Egypt’s Barred Candidates File Appeals

Three of Egypt’s main presidential candidates have filed appeals, after the election commission barred them from running, The Associated Press reported on Monday.

The three candidates who appealed are former intelligence chief Omar Suleiman, ultraconservative Islamist candidate Hazem Abu Ismail and Khairat al-Shater of the Muslim Brotherhood.

The three were among ten candidates who were barred from running in the May election on Saturday. The Presidential Elections Commission (PEC) excluded Suleiman on the basis of the geographical distribution of the signatures on his candidacy registration. The regulations call for a candidate’s application to include a minimum of 1,000 signatures from 15 separate governorates in order to qualify for the race.
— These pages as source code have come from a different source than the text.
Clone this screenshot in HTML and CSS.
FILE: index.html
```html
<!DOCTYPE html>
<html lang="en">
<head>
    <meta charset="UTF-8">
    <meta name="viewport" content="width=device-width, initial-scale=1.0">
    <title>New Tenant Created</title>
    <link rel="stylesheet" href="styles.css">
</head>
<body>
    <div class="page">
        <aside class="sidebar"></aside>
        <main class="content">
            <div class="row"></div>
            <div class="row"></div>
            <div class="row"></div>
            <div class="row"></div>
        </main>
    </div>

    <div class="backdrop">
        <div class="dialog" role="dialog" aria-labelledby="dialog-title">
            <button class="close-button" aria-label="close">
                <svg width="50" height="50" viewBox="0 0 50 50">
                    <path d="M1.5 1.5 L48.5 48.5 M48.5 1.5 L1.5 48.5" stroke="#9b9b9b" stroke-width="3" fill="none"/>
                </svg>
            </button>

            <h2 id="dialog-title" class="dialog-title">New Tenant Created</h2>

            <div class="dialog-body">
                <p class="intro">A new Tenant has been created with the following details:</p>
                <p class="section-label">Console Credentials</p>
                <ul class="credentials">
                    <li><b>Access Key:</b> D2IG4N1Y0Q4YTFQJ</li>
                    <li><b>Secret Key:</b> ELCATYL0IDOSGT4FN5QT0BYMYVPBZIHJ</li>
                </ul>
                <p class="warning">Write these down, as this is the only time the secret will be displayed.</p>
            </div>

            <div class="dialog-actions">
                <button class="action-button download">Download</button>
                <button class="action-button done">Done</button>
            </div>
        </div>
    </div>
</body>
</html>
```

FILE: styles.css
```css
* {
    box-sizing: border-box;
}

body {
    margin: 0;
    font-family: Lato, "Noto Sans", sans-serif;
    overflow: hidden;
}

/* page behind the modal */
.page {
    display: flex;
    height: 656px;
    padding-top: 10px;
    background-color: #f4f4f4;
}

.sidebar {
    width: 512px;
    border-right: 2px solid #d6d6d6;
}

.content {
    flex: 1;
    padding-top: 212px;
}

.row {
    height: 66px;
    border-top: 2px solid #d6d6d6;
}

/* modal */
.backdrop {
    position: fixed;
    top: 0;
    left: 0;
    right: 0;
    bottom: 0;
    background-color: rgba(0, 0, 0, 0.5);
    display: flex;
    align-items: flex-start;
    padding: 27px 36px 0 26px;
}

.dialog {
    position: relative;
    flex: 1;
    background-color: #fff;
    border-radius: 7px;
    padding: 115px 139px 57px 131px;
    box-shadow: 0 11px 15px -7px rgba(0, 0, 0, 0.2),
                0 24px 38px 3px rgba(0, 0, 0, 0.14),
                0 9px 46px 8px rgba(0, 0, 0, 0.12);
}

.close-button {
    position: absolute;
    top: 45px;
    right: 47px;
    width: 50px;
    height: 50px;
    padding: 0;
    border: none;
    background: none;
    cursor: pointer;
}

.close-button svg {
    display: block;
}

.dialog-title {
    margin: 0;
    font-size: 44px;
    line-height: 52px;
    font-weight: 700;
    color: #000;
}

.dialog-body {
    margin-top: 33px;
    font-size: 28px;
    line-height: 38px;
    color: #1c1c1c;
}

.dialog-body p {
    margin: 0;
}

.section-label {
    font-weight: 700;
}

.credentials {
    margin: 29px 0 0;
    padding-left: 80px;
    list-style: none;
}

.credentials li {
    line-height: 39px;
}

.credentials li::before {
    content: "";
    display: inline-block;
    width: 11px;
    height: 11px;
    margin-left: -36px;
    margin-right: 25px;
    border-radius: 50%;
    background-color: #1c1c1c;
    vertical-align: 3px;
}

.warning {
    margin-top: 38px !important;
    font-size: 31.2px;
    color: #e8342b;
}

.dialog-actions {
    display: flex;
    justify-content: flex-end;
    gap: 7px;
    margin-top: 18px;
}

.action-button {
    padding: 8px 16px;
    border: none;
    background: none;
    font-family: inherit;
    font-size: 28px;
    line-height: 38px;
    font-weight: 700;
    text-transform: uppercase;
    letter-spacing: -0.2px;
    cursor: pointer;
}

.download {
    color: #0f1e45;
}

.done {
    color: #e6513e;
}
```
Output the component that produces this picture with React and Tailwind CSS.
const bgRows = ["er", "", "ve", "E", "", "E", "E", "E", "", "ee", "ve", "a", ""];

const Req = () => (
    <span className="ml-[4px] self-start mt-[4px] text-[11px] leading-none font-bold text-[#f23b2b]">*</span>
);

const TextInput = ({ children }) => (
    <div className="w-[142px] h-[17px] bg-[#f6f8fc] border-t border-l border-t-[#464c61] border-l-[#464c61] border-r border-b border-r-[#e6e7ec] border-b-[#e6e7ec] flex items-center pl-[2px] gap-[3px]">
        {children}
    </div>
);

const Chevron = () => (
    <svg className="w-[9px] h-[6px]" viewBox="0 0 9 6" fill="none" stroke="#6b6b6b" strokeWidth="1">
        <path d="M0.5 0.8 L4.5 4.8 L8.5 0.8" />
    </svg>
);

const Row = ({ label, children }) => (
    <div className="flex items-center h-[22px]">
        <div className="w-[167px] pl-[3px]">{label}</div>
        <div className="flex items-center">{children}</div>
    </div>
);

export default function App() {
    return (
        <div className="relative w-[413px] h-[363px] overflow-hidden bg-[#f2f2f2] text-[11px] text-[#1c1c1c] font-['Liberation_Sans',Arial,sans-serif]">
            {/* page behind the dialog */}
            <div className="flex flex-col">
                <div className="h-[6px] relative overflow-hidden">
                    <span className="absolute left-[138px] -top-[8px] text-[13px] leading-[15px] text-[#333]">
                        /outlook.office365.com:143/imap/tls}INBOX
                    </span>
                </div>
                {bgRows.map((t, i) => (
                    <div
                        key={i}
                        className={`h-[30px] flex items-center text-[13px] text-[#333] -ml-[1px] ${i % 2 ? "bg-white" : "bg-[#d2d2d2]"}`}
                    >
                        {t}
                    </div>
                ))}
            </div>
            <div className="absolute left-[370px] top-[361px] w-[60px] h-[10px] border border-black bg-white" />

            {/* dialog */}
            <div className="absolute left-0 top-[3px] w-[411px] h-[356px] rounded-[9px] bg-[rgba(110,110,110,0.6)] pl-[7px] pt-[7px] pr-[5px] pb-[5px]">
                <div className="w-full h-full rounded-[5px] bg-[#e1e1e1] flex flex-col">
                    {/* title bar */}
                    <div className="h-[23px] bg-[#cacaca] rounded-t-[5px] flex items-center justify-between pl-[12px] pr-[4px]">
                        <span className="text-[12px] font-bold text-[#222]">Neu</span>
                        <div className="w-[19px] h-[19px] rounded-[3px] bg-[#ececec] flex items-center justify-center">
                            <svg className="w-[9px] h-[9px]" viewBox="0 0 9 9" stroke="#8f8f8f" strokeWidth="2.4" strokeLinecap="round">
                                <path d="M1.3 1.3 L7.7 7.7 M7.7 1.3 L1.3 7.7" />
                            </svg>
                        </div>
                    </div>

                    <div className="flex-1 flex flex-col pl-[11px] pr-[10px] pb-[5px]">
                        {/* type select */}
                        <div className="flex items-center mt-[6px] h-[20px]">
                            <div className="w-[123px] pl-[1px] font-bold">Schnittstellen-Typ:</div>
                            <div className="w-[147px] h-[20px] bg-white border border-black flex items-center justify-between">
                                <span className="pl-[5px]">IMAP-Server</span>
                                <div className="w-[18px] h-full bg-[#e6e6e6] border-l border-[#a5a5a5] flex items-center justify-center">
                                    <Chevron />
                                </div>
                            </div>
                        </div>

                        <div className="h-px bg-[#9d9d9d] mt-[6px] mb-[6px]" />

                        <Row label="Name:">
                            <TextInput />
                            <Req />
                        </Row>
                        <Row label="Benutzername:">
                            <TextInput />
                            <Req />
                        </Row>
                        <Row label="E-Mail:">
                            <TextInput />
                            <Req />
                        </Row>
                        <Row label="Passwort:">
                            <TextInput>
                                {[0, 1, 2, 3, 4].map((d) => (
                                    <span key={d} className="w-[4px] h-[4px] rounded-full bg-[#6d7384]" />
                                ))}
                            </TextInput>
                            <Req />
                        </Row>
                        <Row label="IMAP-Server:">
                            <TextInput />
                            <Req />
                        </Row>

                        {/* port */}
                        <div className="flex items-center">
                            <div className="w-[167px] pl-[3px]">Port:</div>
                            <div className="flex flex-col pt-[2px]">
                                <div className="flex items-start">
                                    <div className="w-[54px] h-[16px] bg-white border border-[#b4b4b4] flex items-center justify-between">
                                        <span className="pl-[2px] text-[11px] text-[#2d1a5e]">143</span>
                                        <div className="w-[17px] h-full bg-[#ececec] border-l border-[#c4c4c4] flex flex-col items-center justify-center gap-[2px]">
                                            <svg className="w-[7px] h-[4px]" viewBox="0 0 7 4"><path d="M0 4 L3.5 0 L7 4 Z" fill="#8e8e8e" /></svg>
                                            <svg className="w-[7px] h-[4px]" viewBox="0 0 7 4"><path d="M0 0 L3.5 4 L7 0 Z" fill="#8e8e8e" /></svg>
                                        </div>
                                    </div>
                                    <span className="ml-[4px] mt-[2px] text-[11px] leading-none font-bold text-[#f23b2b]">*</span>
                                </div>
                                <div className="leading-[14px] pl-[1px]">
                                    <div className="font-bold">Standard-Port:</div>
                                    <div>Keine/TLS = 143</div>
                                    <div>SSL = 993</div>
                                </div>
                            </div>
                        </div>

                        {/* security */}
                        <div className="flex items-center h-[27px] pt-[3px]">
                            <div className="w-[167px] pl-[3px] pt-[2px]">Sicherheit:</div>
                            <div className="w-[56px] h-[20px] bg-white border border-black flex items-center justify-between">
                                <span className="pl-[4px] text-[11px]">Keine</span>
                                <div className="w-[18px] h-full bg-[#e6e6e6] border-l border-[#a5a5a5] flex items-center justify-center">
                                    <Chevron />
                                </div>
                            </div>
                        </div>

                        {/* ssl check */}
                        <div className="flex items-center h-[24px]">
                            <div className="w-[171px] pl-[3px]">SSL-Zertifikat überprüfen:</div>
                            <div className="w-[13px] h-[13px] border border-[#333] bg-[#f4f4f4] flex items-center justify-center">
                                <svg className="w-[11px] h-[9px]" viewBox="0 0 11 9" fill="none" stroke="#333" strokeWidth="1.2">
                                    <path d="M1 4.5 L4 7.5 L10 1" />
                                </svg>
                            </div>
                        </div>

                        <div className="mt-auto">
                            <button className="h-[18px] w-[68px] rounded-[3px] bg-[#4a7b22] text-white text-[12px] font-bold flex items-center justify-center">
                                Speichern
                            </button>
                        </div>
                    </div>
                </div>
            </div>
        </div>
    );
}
Shater, who was named the Muslim Brotherhood’s candidate earlier this month, was disqualified on the basis of a law stating candidates can only run for office six years after being pardoned or freed. He was released from prison in March of last year. Abu Ismail was disqualified because his mother holds a second nationality, having been a U.S. citizen.

According to AP, representatives of all three candidates filed appeals before the deadline on Monday. The election commission is expected to decide Tuesday which appeals will be reviewed, and a final list of candidates will be released April 26, just under a month before the vote, the report noted.
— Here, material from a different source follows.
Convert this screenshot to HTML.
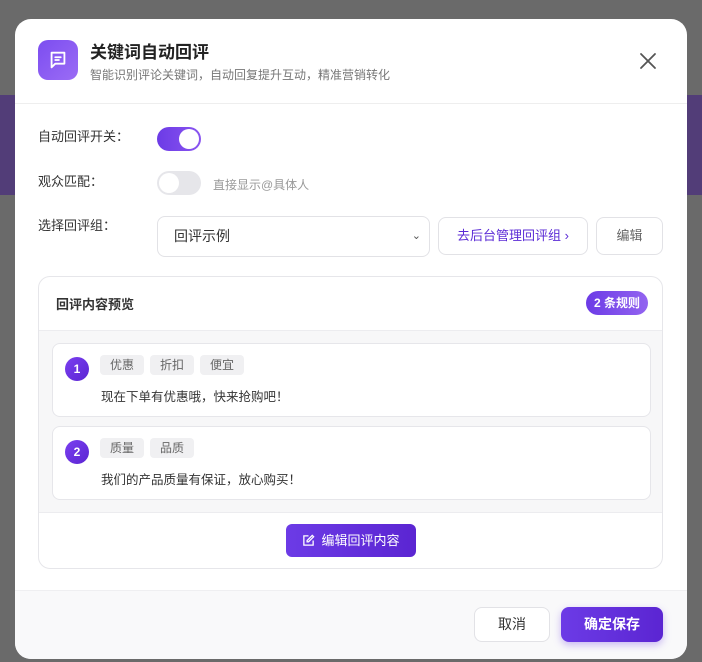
<!DOCTYPE html>
<html><head><meta charset="utf-8"><style>
*{box-sizing:border-box;margin:0;padding:0}
body{width:702px;height:662px;overflow:hidden;background:#6a6a6a;font-family:"Liberation Sans","Noto Sans CJK SC",sans-serif;position:relative}
.band{position:absolute;top:95px;height:100px;width:702px;background:#523d78}
.m{position:absolute;left:15px;top:19px;width:672px;height:640px;background:#fff;border-radius:16px;overflow:hidden}
.a{position:absolute}
.ic{left:23px;top:21px;width:40px;height:40px;border-radius:10px;background:linear-gradient(135deg,#7c4df0,#9b6cf5);display:flex;align-items:center;justify-content:center}
.lbl{font-size:13px;color:#333}
.tg{width:44px;height:24px;border-radius:12px}
.tag{display:inline-block;height:20px;line-height:20px;padding:0 10px;background:#f0f0f2;border-radius:4px;font-size:12px;color:#666;margin-right:6px}
.item{left:13px;width:599px;background:#fff;border:1px solid #e6e6ea;border-radius:8px}
.num{left:12px;top:13px;width:24px;height:24px;border-radius:12px;background:linear-gradient(135deg,#7a3ff0,#5b25d2);color:#fff;font-size:12px;font-weight:bold;text-align:center;line-height:24px}
.btn{border:1px solid #e2e2e6;border-radius:8px;background:#fff;text-align:center;font-size:13px}
</style></head><body>
<div class="band"></div>
<div class="m">
<div class="a ic"><svg width="22" height="22" viewBox="0 0 24 24" fill="none" stroke="#fff" stroke-width="2" stroke-linejoin="round"><path d="M5 4h14v12H9l-4 4z"/><path d="M9 9h6M9 12h4" stroke-linecap="round"/></svg></div>
<div class="a" style="left:75px;top:19px;font-size:17px;font-weight:bold;color:#222">关键词自动回评</div>
<div class="a" style="left:75px;top:47px;font-size:12px;color:#777">智能识别评论关键词，自动回复提升互动，精准营销转化</div>
<svg class="a" style="left:624px;top:33px" width="18" height="18" viewBox="0 0 18 18" stroke="#555" stroke-width="1.8" stroke-linecap="round"><path d="M2 2L16 16M16 2L2 16"/></svg>
<div class="a" style="left:0;top:84px;width:672px;height:1px;background:#eee"></div>

<div class="a lbl" style="left:23px;top:107px">自动回评开关：</div>
<div class="a tg" style="left:142px;top:108px;background:linear-gradient(90deg,#6c3be6,#8a55f0)"><div class="a" style="left:22px;top:2px;width:20px;height:20px;border-radius:10px;background:#fff"></div></div>
<div class="a lbl" style="left:23px;top:152px">观众匹配：</div>
<div class="a tg" style="left:142px;top:152px;background:#e6e6ea"><div class="a" style="left:2px;top:2px;width:20px;height:20px;border-radius:10px;background:#fff"></div></div>
<div class="a" style="left:198px;top:157px;font-size:12px;color:#999">直接显示@具体人</div>
<div class="a lbl" style="left:23px;top:196px">选择回评组：</div>
<div class="a btn" style="left:142px;top:197px;width:273px;height:41px;text-align:left;padding-left:16px;line-height:39px;color:#333;font-size:14px">回评示例<span style="position:absolute;right:8px;top:0;font-size:11px;color:#555">&#8964;</span></div>
<div class="a btn" style="left:423px;top:198px;width:150px;height:38px;line-height:36px;color:#5b2bd6">去后台管理回评组 ›</div>
<div class="a btn" style="left:581px;top:198px;width:67px;height:38px;line-height:36px;color:#666">编辑</div>

<div class="a" style="left:23px;top:257px;width:625px;height:293px;border:1px solid #e6e6ea;border-radius:12px;overflow:hidden">
 <div class="a" style="left:17px;top:17px;font-size:13px;font-weight:bold;color:#333">回评内容预览</div>
 <div class="a" style="left:547px;top:14px;width:62px;height:24px;border-radius:12px;background:linear-gradient(90deg,#6c3be6,#9364f0);color:#fff;font-size:12px;font-weight:bold;text-align:center;line-height:24px">2 条规则</div>
 <div class="a" style="left:0;top:53px;width:625px;height:183px;background:#f7f7f8;border-top:1px solid #ececef;border-bottom:1px solid #ececef">
  <div class="a item" style="top:12px;height:74px"><div class="a num">1</div>
   <div class="a" style="left:47px;top:11px"><span class="tag">优惠</span><span class="tag">折扣</span><span class="tag">便宜</span></div>
   <div class="a" style="left:48px;top:42px;font-size:12.5px;color:#333">现在下单有优惠哦，快来抢购吧！</div></div>
  <div class="a item" style="top:95px;height:74px"><div class="a num">2</div>
   <div class="a" style="left:47px;top:11px"><span class="tag">质量</span><span class="tag">品质</span></div>
   <div class="a" style="left:48px;top:42px;font-size:12.5px;color:#333">我们的产品质量有保证，放心购买！</div></div>
 </div>
 <div class="a" style="left:247px;top:247px;width:130px;height:33px;border-radius:6px;background:linear-gradient(90deg,#6c3be6,#5b25d2);color:#fff;font-size:13px;line-height:33px;text-align:center"><svg width="13" height="13" viewBox="0 0 14 14" fill="none" stroke="#fff" stroke-width="1.4" style="vertical-align:-2px;margin-right:6px"><path d="M7 2H2v10h10V7"/><path d="M11 1.5l1.5 1.5L7 8.5H5.5V7z"/></svg>编辑回评内容</div>
</div>

<div class="a" style="left:0;top:571px;width:672px;height:69px;background:#f9f9fa;border-top:1px solid #efeff1"></div>
<div class="a btn" style="left:459px;top:588px;width:76px;height:35px;line-height:33px;color:#333;font-size:14px">取消</div>
<div class="a" style="left:546px;top:588px;width:102px;height:35px;border-radius:8px;background:linear-gradient(90deg,#6c3be6,#5b25d2);color:#fff;font-size:14px;font-weight:bold;text-align:center;line-height:35px;box-shadow:0 3px 8px rgba(108,59,230,.35)">确定保存</div>
</div>
</body></html>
Abu Ismail has questioned why the election commission has not made public the documents that allegedly prove his mother held U.S. citizenship.

“I challenge them to publish any document they have,” he was quoted by AP as having said, adding the documents used against him lacked official stamps. “This is a political and legal scandal … We will stand up to injustice and tyranny and won’t ever accept an illegal and unconstitutional decision.”

On Sunday, Suleiman warned against a win in the presidential race by the extreme Muslim Brotherhood.

Suleiman, who was appointed by ex-President Hosni Mubarak as vice president in the dying days of his administration, expressed his fear that if the Muslim Brotherhood’s candidate wins the election, the movement will force Israel into a war with Egypt by letting terrorists run loose in the Sinai Peninsula.

In an interview with an Egyptian newspaper Suleiman said, “I fear that incorrect judgments will push us into confrontations with Israel. The Sinai may become an area from which rockets are fired into Israel and the parties may be drawn into war.”

AP noted that Suleiman likely has little chance of winning an appeal since he cannot submit new signatures.

The report said that after the disqualifications, the front-runners in the race are former regime officials such as Amr Moussa, Mubarak’s one-time foreign minister and more recently the secretary general of the Arab League, as well as an expelled Brotherhood member, Abdel-Moneim Abolfotoh.

The Brotherhood as well still has a candidate in the race, AP noted, after in nominated the chief of its political party, Mohammed Morsi, as a back-up for Shater, claiming that already there were “attempts to create barriers for some candidates.”